What I'm saying is it might be too easy to pass judgment on parasites as being destructive and ruthless. We're in a dog-eat-dog world and thoughts that we are at the top of the food chain can't always be so comforting. We're just as much food for parasites as bananas are for monkeys. It is, as the great Disney movie Lion King told us, "The Circle of Life.

Without even knowing it, parasites have adapted some amazing problem-solving skills and crafted amazing stories along the way. The habits of parasites almost read like a science fiction superhero comic. Or as freelance science writer Ed Yong put it in his TED talk:

“Parasites invite us to resist the allure of obvious stories. Their world is one of plot twists and unexpected explanations.”

To Ed Yong and myself, there is no better example of parasitic superpowers than the emerald cockroach wasp

The emerald cockroach wasp, or jewel wasp, has a very clear mission: find a cockroach and use it to make some sweet jewel wasp babies. (If you couldn't tell, I'm already on Team Jewel Wasp.) Hunting by sight and smell, the jewel wasp finds his victim and latches onto his back for a fight. The jewel wasp stings between the cockroach's legs, releasing venom to paralyze him or else he'll dart off. And then with horrifying precision, the jewel wasp stabs the cockroach in the head, digging through his brains to essentially turn him into a zombie. The jewel wasp drags the new zombified cockroach corpse like a dog to his grave, where the jewel wasp attaches an egg to the cockroach's leg and buries him to hide them both from predators. A few short days later, the baby jewel wasp comes into the world to find the one thing it'll spend its life torturing and eats the cockroach's internal organs as its first meal. 

There is something amazing about the interdependency that spans generations of evolution to understand just how to zombify and murder a cockroach to keep the circle going. And it doesn't stop there. There is no tapeworm without the flamingo. There is no toxoplasma gondii without cats. There is no hairworm without crickets. And there is no emerald cockroach wasp without, well, cockroaches.

Because we exist in a world where wasps control the minds of cockroaches and hairworms force crickets to commit suicide, I'm curious to ask where we fit in to all of this. It's time to chew on parasites, metaphorically, instead of the other way around.

What parasites do right by instinct and not free will is ask the right question. When your life is dependent on sucking the life out of another, you have one mission and you find out how to achieve it. You won't find a jewel wasp watching reruns of Hoarders, she is out there, searching. Years of natural selection have taught the jewel wasp just how to wrestle a cockroach and use it as a nursery. They can show us how to learn from the mistakes of those before us and tackle our livelihood with no questions but the most important one.

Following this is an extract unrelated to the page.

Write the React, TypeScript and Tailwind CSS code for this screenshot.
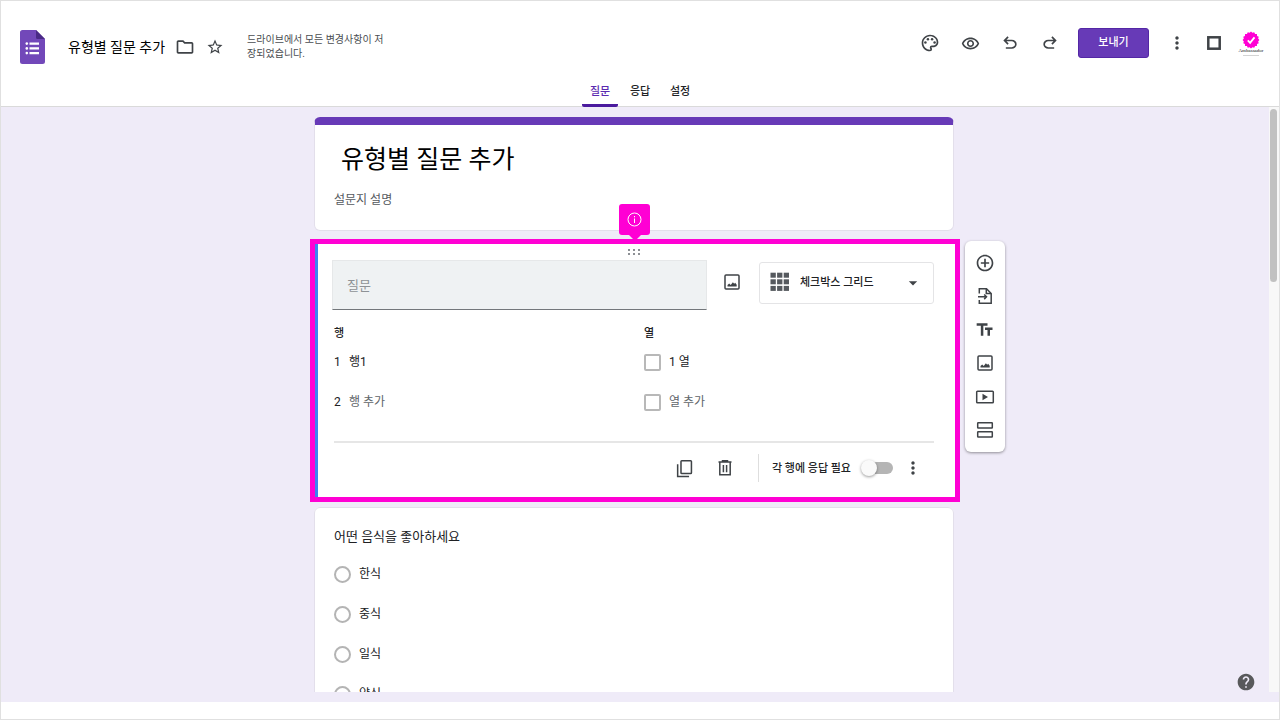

Of course, with the power to question our own existence, there is no single great story for each human being. We would get incredibly bored. We might share tips on how to get ahead in business or sculpt those six-pack abs in six weeks, we might steal from the rich to give to the poor. We're capable of endless unbelievable things, but with each baby born, we start over into a world vastly different from those before us. And we don't have to. All the narratives we write answering what each of us believes to be the big questions to life transcend our instincts to survival. We have the superpower to do amazing things when we work together. Where parasites might have the advantage of natural selection sharpening their tools of violent murder, our interdependence and idea sex has created and shaped the world around us. Without each of our stories clashing together, we would never have made things like the pencil and the smartphone. No jewel wasp is going to study astrophysics or write an episode of It's Always Sunny in Philadelphia

When it comes down to it, the most awe-inspiring stories of parasites are just an extra shove for us to learn from the best of us and answer our own questions about life. Forget having a stinger with mind-controlling venom, you have the experience of billions of other beings just like or totally not like you to learn from every waking minute. You have the unique opportunity to dream and create your own experience. What do you have to give?